Absolutely not. Roofing nails have wide, flat heads that can easily slice the cable jacket, and their smooth shanks lack the withdrawal resistance required by the NEC. Furthermore, the Electrical Safety Foundation International (ESFI) strongly warns against using improvised fasteners, as they are not UL-listed for electrical cable support and void the cable manufacturer's warranty.

Do I need to staple low-voltage wires (Cat6, Coax) to the same code standards?

While the NEC (Article 800) has slightly more relaxed spacing requirements for communications cables, the safety principle remains identical: never use metal staples for low-voltage wiring. A steel staple can easily crush the delicate foam dielectric core of a Cat6 or Coax cable, ruining the impedance and causing massive data packet loss. Always use dedicated, non-metallic J-hooks or Velcro straps for low-voltage bundles.

What is the penalty for over-driving a staple during inspection?

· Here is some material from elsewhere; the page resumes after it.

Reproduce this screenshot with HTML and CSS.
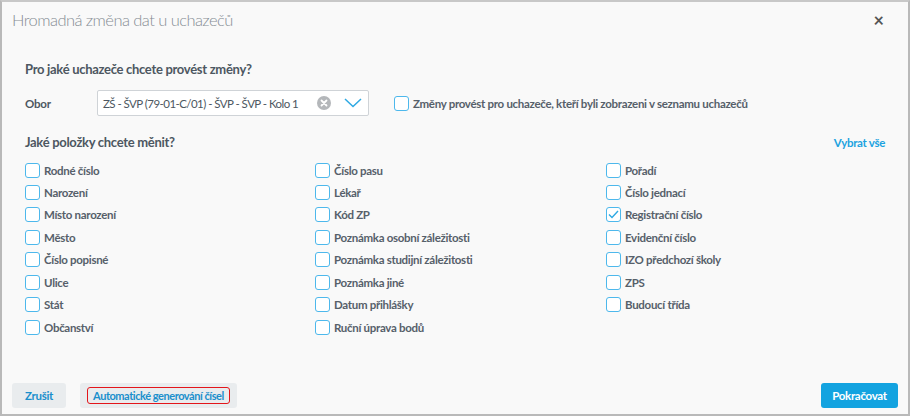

In 2026, most municipal inspectors carry a small feeler gauge or simply use their fingernail. If the cable jacket is visibly compressed or dimpled, the inspector will issue a "red tag" rejection. You will be required to cut out the damaged section of the cable, pull new wire back to the nearest junction box, and re-terminate, costing hours of labor and materials.

By treating staples for electrical wiring as critical safety components rather than mere consumables, you ensure the longevity of the installation, prevent catastrophic arc faults, and guarantee a smooth, first-time electrical inspection.